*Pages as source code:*
+-------+

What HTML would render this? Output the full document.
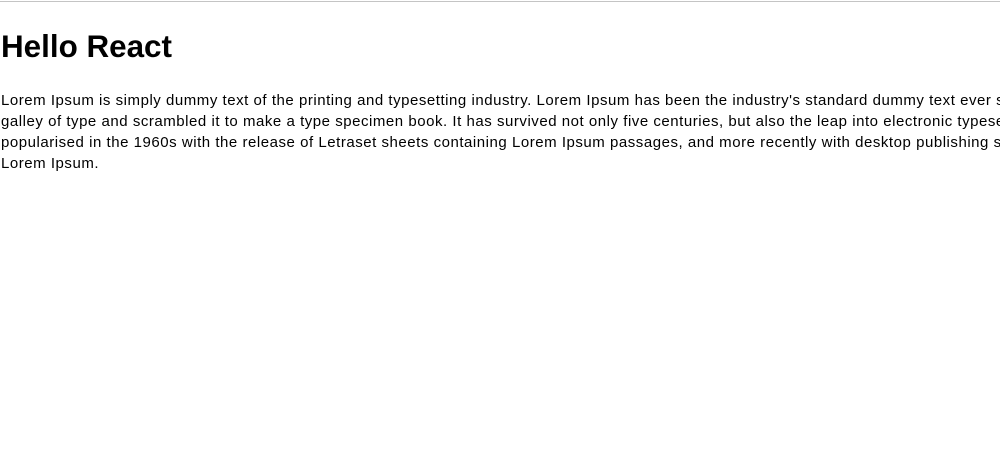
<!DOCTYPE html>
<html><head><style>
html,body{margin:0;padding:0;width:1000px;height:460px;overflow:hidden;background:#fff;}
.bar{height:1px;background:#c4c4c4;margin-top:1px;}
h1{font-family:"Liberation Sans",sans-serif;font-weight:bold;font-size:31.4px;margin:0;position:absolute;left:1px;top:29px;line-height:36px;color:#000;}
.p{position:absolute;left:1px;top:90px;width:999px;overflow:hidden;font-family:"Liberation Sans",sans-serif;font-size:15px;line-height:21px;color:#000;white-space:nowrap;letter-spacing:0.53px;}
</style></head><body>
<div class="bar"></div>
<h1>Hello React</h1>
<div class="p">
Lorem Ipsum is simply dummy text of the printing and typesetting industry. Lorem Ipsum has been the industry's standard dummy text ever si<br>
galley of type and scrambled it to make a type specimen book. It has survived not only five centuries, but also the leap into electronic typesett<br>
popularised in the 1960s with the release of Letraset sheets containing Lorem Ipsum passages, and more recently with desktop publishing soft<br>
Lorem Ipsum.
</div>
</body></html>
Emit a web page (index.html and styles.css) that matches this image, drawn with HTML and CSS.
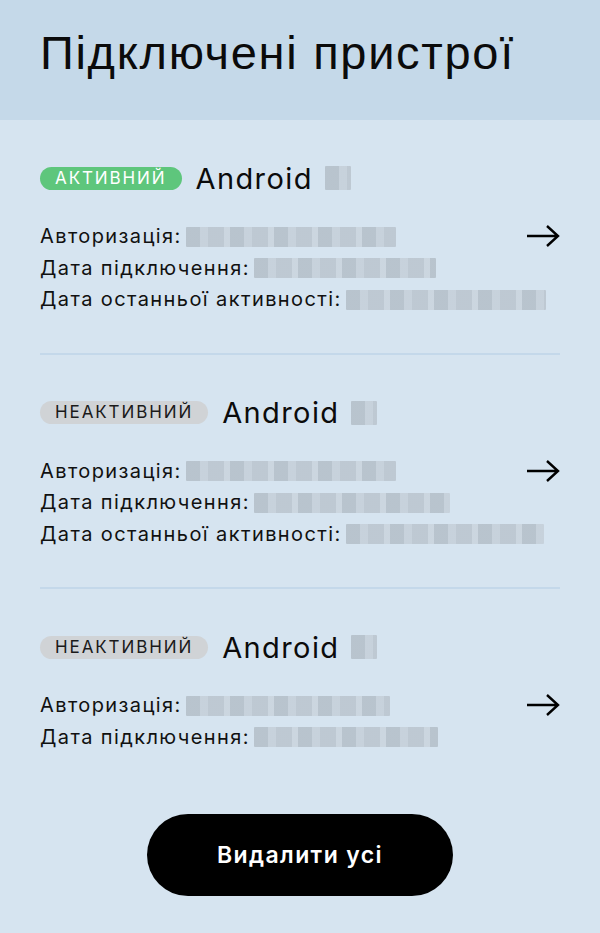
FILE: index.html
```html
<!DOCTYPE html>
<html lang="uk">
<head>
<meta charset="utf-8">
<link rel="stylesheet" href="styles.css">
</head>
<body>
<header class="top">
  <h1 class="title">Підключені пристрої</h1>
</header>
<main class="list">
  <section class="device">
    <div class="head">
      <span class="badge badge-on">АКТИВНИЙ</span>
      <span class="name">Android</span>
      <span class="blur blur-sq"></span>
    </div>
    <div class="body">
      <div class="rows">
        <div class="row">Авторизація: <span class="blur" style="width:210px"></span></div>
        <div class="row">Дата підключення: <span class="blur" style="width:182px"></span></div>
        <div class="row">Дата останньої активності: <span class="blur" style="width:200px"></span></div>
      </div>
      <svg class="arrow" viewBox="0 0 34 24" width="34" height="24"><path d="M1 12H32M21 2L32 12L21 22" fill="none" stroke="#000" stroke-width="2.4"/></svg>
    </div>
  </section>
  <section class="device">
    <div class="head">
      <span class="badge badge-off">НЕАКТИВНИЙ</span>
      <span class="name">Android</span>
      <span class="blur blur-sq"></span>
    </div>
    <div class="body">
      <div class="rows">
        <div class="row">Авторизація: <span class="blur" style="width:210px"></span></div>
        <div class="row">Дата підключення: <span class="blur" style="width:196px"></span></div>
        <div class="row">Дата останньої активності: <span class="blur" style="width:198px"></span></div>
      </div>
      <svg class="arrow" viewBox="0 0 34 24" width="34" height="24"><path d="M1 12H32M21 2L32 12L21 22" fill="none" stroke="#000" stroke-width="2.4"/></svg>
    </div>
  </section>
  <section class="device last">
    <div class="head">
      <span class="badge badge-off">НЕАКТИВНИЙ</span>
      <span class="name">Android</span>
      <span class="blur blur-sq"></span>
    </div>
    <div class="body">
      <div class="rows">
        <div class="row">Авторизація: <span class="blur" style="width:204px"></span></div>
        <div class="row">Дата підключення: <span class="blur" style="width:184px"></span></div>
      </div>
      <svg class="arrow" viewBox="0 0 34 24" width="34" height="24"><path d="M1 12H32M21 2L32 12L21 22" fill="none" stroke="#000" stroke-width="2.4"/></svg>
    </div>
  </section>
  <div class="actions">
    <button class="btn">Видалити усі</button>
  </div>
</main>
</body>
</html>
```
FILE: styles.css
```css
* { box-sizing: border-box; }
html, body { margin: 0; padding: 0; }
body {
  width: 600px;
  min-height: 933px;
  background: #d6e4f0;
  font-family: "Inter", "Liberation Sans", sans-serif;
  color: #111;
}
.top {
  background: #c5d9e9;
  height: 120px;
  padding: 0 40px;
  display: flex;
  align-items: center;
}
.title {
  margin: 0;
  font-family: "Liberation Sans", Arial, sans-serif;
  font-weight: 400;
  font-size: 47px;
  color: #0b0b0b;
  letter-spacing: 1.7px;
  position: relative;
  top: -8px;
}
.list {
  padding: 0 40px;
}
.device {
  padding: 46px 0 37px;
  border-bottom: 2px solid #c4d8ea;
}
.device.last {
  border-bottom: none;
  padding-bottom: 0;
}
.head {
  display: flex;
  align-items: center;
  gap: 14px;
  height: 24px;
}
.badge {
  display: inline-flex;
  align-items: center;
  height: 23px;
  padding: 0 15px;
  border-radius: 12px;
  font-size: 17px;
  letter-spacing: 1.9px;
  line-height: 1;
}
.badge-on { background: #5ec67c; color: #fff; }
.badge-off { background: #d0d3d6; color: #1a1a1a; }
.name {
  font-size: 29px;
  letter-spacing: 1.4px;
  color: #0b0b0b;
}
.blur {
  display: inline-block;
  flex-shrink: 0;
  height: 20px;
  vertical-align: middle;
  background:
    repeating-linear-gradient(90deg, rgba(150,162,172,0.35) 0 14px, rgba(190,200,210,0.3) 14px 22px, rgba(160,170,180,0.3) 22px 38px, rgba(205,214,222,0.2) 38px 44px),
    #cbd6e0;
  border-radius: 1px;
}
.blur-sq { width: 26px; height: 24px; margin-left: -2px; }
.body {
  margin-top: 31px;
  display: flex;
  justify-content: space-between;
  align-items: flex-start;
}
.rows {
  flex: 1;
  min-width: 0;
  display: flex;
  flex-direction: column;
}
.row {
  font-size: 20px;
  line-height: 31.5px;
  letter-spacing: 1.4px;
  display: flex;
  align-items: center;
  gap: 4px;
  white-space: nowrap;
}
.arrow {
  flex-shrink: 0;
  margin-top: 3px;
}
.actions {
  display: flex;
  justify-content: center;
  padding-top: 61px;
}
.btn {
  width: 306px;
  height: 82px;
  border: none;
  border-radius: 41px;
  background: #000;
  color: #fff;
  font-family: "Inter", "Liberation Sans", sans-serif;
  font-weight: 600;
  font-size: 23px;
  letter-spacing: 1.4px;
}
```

+-------+

*WHAT THE TASK REQUIRES:* Transcribe the entries from their first line to the line that holds "</body></html>", both included, and skip every picture.

*WRITTEN REPLY:*
What HTML would render this? Output the full document.
<!DOCTYPE html>
<html><head><style>
html,body{margin:0;padding:0;width:1000px;height:460px;overflow:hidden;background:#fff;}
.bar{height:1px;background:#c4c4c4;margin-top:1px;}
h1{font-family:"Liberation Sans",sans-serif;font-weight:bold;font-size:31.4px;margin:0;position:absolute;left:1px;top:29px;line-height:36px;color:#000;}
.p{position:absolute;left:1px;top:90px;width:999px;overflow:hidden;font-family:"Liberation Sans",sans-serif;font-size:15px;line-height:21px;color:#000;white-space:nowrap;letter-spacing:0.53px;}
</style></head><body>
<div class="bar"></div>
<h1>Hello React</h1>
<div class="p">
Lorem Ipsum is simply dummy text of the printing and typesetting industry. Lorem Ipsum has been the industry's standard dummy text ever si<br>
galley of type and scrambled it to make a type specimen book. It has survived not only five centuries, but also the leap into electronic typesett<br>
popularised in the 1960s with the release of Letraset sheets containing Lorem Ipsum passages, and more recently with desktop publishing soft<br>
Lorem Ipsum.
</div>
</body></html>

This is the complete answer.